### Information provided

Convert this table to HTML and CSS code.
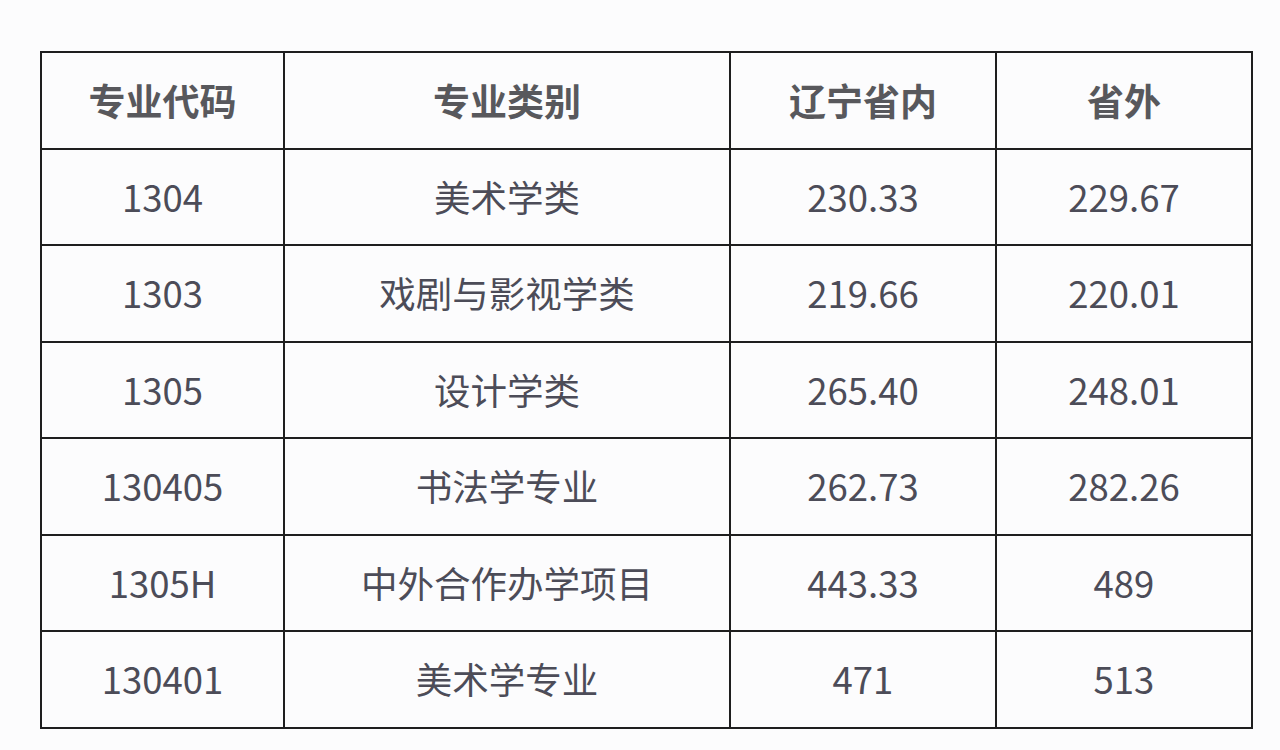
FILE: index.html
```html
<!DOCTYPE html>
<html lang="zh-CN">
<head>
<meta charset="utf-8">
<title>专业分数线</title>
<link rel="stylesheet" href="styles.css">
</head>
<body>
<table class="score-table">
  <colgroup>
    <col class="c1"><col class="c2"><col class="c3"><col class="c4">
  </colgroup>
  <thead>
    <tr><th>专业代码</th><th>专业类别</th><th>辽宁省内</th><th>省外</th></tr>
  </thead>
  <tbody>
    <tr><td>1304</td><td>美术学类</td><td>230.33</td><td>229.67</td></tr>
    <tr><td>1303</td><td>戏剧与影视学类</td><td>219.66</td><td>220.01</td></tr>
    <tr><td>1305</td><td>设计学类</td><td>265.40</td><td>248.01</td></tr>
    <tr><td>130405</td><td>书法学专业</td><td>262.73</td><td>282.26</td></tr>
    <tr><td>1305H</td><td>中外合作办学项目</td><td>443.33</td><td>489</td></tr>
    <tr><td>130401</td><td>美术学专业</td><td>471</td><td>513</td></tr>
  </tbody>
</table>
</body>
</html>
```
FILE: styles.css
```css
html, body {
  margin: 0;
  padding: 0;
  background: #fcfcfd;
}
body {
  padding: 51px 0 0 40px;
  font-family: "Noto Sans CJK SC", "Noto Sans", sans-serif;
}
.score-table {
  border-collapse: collapse;
  table-layout: fixed;
  width: 1212px;
}
.c1 { width: 243px; }
.c2 { width: 446px; }
.c3 { width: 266px; }
.c4 { width: 256px; }
.score-table th,
.score-table td {
  border: 2.5px solid #1e1e1e;
  height: 94.5px;
  padding: 0;
  text-align: center;
  vertical-align: middle;
  line-height: 1;
}
.score-table th {
  font-size: 37px;
  font-weight: 700;
  color: #58585c;
}
.score-table td {
  font-size: 36.5px;
  font-weight: 400;
  color: #4c4c58;
}
```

### Exercise task
Give back every line exactly as it stands, pictures excluded.

### Problem solution
Convert this table to HTML and CSS code.
FILE: index.html
```html
<!DOCTYPE html>
<html lang="zh-CN">
<head>
<meta charset="utf-8">
<title>专业分数线</title>
<link rel="stylesheet" href="styles.css">
</head>
<body>
<table class="score-table">
  <colgroup>
    <col class="c1"><col class="c2"><col class="c3"><col class="c4">
  </colgroup>
  <thead>
    <tr><th>专业代码</th><th>专业类别</th><th>辽宁省内</th><th>省外</th></tr>
  </thead>
  <tbody>
    <tr><td>1304</td><td>美术学类</td><td>230.33</td><td>229.67</td></tr>
    <tr><td>1303</td><td>戏剧与影视学类</td><td>219.66</td><td>220.01</td></tr>
    <tr><td>1305</td><td>设计学类</td><td>265.40</td><td>248.01</td></tr>
    <tr><td>130405</td><td>书法学专业</td><td>262.73</td><td>282.26</td></tr>
    <tr><td>1305H</td><td>中外合作办学项目</td><td>443.33</td><td>489</td></tr>
    <tr><td>130401</td><td>美术学专业</td><td>471</td><td>513</td></tr>
  </tbody>
</table>
</body>
</html>
```
FILE: styles.css
```css
html, body {
  margin: 0;
  padding: 0;
  background: #fcfcfd;
}
body {
  padding: 51px 0 0 40px;
  font-family: "Noto Sans CJK SC", "Noto Sans", sans-serif;
}
.score-table {
  border-collapse: collapse;
  table-layout: fixed;
  width: 1212px;
}
.c1 { width: 243px; }
.c2 { width: 446px; }
.c3 { width: 266px; }
.c4 { width: 256px; }
.score-table th,
.score-table td {
  border: 2.5px solid #1e1e1e;
  height: 94.5px;
  padding: 0;
  text-align: center;
  vertical-align: middle;
  line-height: 1;
}
.score-table th {
  font-size: 37px;
  font-weight: 700;
  color: #58585c;
}
.score-table td {
  font-size: 36.5px;
  font-weight: 400;
  color: #4c4c58;
}
```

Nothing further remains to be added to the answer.